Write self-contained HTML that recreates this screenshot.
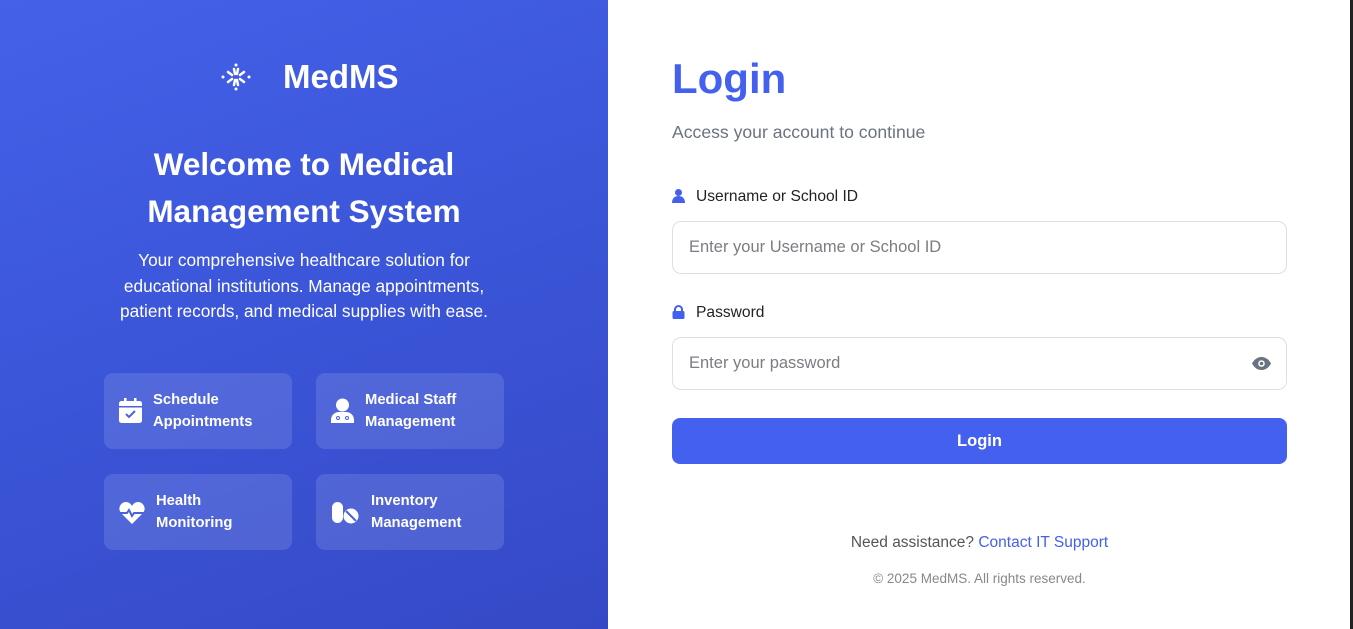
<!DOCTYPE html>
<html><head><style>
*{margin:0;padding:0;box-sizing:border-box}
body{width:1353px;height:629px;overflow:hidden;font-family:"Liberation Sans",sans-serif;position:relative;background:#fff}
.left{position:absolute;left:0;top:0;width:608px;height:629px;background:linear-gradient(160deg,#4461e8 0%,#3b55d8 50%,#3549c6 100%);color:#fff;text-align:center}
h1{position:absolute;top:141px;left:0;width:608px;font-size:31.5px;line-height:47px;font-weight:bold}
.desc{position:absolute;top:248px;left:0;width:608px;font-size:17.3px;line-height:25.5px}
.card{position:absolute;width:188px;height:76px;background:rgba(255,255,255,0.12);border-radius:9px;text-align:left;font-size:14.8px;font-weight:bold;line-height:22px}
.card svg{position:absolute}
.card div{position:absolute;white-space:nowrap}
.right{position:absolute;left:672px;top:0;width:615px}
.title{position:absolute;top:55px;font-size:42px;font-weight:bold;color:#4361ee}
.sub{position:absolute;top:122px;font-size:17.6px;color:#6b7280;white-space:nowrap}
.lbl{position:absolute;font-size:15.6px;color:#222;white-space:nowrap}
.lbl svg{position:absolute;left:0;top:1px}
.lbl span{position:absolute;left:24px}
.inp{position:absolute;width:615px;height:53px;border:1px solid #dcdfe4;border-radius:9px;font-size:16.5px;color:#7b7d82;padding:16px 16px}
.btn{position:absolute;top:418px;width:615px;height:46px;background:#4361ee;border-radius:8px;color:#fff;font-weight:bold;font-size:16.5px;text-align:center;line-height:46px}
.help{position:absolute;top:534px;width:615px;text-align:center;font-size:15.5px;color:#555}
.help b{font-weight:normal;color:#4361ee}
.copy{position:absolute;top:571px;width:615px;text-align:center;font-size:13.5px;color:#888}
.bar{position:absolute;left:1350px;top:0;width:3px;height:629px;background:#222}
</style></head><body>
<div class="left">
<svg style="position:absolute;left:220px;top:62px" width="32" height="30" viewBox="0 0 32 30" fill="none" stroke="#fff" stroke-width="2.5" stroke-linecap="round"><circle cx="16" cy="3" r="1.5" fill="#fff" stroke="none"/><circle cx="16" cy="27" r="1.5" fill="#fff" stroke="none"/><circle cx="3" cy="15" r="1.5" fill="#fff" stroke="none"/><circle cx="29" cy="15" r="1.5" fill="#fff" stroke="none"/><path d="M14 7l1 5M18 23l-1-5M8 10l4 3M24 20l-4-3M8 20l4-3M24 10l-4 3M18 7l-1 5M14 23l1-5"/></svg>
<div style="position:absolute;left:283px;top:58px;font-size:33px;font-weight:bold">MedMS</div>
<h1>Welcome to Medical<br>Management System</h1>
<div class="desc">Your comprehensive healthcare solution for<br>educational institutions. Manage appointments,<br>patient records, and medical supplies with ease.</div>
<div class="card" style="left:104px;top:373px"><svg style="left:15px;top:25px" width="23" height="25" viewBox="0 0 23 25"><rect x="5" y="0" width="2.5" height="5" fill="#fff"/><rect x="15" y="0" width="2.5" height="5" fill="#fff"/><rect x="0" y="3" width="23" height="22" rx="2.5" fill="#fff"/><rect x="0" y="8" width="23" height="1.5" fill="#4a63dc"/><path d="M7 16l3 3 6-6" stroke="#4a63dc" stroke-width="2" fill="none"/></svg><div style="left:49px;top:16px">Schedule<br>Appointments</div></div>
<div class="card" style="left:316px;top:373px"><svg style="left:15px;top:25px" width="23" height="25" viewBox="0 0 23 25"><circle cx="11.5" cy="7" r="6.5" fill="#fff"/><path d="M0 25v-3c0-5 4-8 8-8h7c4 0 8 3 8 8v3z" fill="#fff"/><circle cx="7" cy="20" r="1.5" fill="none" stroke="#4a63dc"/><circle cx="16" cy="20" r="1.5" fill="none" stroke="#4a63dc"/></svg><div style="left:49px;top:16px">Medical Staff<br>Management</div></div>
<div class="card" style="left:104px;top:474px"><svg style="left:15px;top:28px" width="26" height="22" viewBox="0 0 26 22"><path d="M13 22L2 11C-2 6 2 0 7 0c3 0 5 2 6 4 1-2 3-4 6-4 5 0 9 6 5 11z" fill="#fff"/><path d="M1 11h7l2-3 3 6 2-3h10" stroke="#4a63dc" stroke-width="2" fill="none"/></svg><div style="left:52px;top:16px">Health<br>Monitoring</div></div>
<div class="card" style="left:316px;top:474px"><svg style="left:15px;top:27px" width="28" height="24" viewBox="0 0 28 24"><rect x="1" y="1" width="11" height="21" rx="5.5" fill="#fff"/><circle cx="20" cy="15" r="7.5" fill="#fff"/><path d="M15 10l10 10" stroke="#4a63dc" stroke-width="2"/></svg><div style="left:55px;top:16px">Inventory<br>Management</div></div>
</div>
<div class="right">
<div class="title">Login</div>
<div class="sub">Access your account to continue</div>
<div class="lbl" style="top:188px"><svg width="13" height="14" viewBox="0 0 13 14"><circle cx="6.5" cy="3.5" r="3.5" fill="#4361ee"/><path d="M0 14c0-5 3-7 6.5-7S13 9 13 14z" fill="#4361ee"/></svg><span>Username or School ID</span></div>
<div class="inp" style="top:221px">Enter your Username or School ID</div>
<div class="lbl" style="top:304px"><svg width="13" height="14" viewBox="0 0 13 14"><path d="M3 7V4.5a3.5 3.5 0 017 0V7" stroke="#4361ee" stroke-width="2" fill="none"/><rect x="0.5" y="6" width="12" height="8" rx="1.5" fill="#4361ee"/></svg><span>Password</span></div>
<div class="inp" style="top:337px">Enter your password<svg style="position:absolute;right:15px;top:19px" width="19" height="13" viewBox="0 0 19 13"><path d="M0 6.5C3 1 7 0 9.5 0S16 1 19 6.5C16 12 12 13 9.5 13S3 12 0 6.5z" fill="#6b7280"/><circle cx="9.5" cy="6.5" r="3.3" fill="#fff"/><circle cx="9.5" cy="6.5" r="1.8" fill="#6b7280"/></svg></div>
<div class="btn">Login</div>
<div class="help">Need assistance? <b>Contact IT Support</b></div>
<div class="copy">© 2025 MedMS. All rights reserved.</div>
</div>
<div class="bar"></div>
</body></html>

════════

» What to work on
Restate the whole listing above exactly, except for its images.

» Task output
Write self-contained HTML that recreates this screenshot.
<!DOCTYPE html>
<html><head><style>
*{margin:0;padding:0;box-sizing:border-box}
body{width:1353px;height:629px;overflow:hidden;font-family:"Liberation Sans",sans-serif;position:relative;background:#fff}
.left{position:absolute;left:0;top:0;width:608px;height:629px;background:linear-gradient(160deg,#4461e8 0%,#3b55d8 50%,#3549c6 100%);color:#fff;text-align:center}
h1{position:absolute;top:141px;left:0;width:608px;font-size:31.5px;line-height:47px;font-weight:bold}
.desc{position:absolute;top:248px;left:0;width:608px;font-size:17.3px;line-height:25.5px}
.card{position:absolute;width:188px;height:76px;background:rgba(255,255,255,0.12);border-radius:9px;text-align:left;font-size:14.8px;font-weight:bold;line-height:22px}
.card svg{position:absolute}
.card div{position:absolute;white-space:nowrap}
.right{position:absolute;left:672px;top:0;width:615px}
.title{position:absolute;top:55px;font-size:42px;font-weight:bold;color:#4361ee}
.sub{position:absolute;top:122px;font-size:17.6px;color:#6b7280;white-space:nowrap}
.lbl{position:absolute;font-size:15.6px;color:#222;white-space:nowrap}
.lbl svg{position:absolute;left:0;top:1px}
.lbl span{position:absolute;left:24px}
.inp{position:absolute;width:615px;height:53px;border:1px solid #dcdfe4;border-radius:9px;font-size:16.5px;color:#7b7d82;padding:16px 16px}
.btn{position:absolute;top:418px;width:615px;height:46px;background:#4361ee;border-radius:8px;color:#fff;font-weight:bold;font-size:16.5px;text-align:center;line-height:46px}
.help{position:absolute;top:534px;width:615px;text-align:center;font-size:15.5px;color:#555}
.help b{font-weight:normal;color:#4361ee}
.copy{position:absolute;top:571px;width:615px;text-align:center;font-size:13.5px;color:#888}
.bar{position:absolute;left:1350px;top:0;width:3px;height:629px;background:#222}
</style></head><body>
<div class="left">
<svg style="position:absolute;left:220px;top:62px" width="32" height="30" viewBox="0 0 32 30" fill="none" stroke="#fff" stroke-width="2.5" stroke-linecap="round"><circle cx="16" cy="3" r="1.5" fill="#fff" stroke="none"/><circle cx="16" cy="27" r="1.5" fill="#fff" stroke="none"/><circle cx="3" cy="15" r="1.5" fill="#fff" stroke="none"/><circle cx="29" cy="15" r="1.5" fill="#fff" stroke="none"/><path d="M14 7l1 5M18 23l-1-5M8 10l4 3M24 20l-4-3M8 20l4-3M24 10l-4 3M18 7l-1 5M14 23l1-5"/></svg>
<div style="position:absolute;left:283px;top:58px;font-size:33px;font-weight:bold">MedMS</div>
<h1>Welcome to Medical<br>Management System</h1>
<div class="desc">Your comprehensive healthcare solution for<br>educational institutions. Manage appointments,<br>patient records, and medical supplies with ease.</div>
<div class="card" style="left:104px;top:373px"><svg style="left:15px;top:25px" width="23" height="25" viewBox="0 0 23 25"><rect x="5" y="0" width="2.5" height="5" fill="#fff"/><rect x="15" y="0" width="2.5" height="5" fill="#fff"/><rect x="0" y="3" width="23" height="22" rx="2.5" fill="#fff"/><rect x="0" y="8" width="23" height="1.5" fill="#4a63dc"/><path d="M7 16l3 3 6-6" stroke="#4a63dc" stroke-width="2" fill="none"/></svg><div style="left:49px;top:16px">Schedule<br>Appointments</div></div>
<div class="card" style="left:316px;top:373px"><svg style="left:15px;top:25px" width="23" height="25" viewBox="0 0 23 25"><circle cx="11.5" cy="7" r="6.5" fill="#fff"/><path d="M0 25v-3c0-5 4-8 8-8h7c4 0 8 3 8 8v3z" fill="#fff"/><circle cx="7" cy="20" r="1.5" fill="none" stroke="#4a63dc"/><circle cx="16" cy="20" r="1.5" fill="none" stroke="#4a63dc"/></svg><div style="left:49px;top:16px">Medical Staff<br>Management</div></div>
<div class="card" style="left:104px;top:474px"><svg style="left:15px;top:28px" width="26" height="22" viewBox="0 0 26 22"><path d="M13 22L2 11C-2 6 2 0 7 0c3 0 5 2 6 4 1-2 3-4 6-4 5 0 9 6 5 11z" fill="#fff"/><path d="M1 11h7l2-3 3 6 2-3h10" stroke="#4a63dc" stroke-width="2" fill="none"/></svg><div style="left:52px;top:16px">Health<br>Monitoring</div></div>
<div class="card" style="left:316px;top:474px"><svg style="left:15px;top:27px" width="28" height="24" viewBox="0 0 28 24"><rect x="1" y="1" width="11" height="21" rx="5.5" fill="#fff"/><circle cx="20" cy="15" r="7.5" fill="#fff"/><path d="M15 10l10 10" stroke="#4a63dc" stroke-width="2"/></svg><div style="left:55px;top:16px">Inventory<br>Management</div></div>
</div>
<div class="right">
<div class="title">Login</div>
<div class="sub">Access your account to continue</div>
<div class="lbl" style="top:188px"><svg width="13" height="14" viewBox="0 0 13 14"><circle cx="6.5" cy="3.5" r="3.5" fill="#4361ee"/><path d="M0 14c0-5 3-7 6.5-7S13 9 13 14z" fill="#4361ee"/></svg><span>Username or School ID</span></div>
<div class="inp" style="top:221px">Enter your Username or School ID</div>
<div class="lbl" style="top:304px"><svg width="13" height="14" viewBox="0 0 13 14"><path d="M3 7V4.5a3.5 3.5 0 017 0V7" stroke="#4361ee" stroke-width="2" fill="none"/><rect x="0.5" y="6" width="12" height="8" rx="1.5" fill="#4361ee"/></svg><span>Password</span></div>
<div class="inp" style="top:337px">Enter your password<svg style="position:absolute;right:15px;top:19px" width="19" height="13" viewBox="0 0 19 13"><path d="M0 6.5C3 1 7 0 9.5 0S16 1 19 6.5C16 12 12 13 9.5 13S3 12 0 6.5z" fill="#6b7280"/><circle cx="9.5" cy="6.5" r="3.3" fill="#fff"/><circle cx="9.5" cy="6.5" r="1.8" fill="#6b7280"/></svg></div>
<div class="btn">Login</div>
<div class="help">Need assistance? <b>Contact IT Support</b></div>
<div class="copy">© 2025 MedMS. All rights reserved.</div>
</div>
<div class="bar"></div>
</body></html>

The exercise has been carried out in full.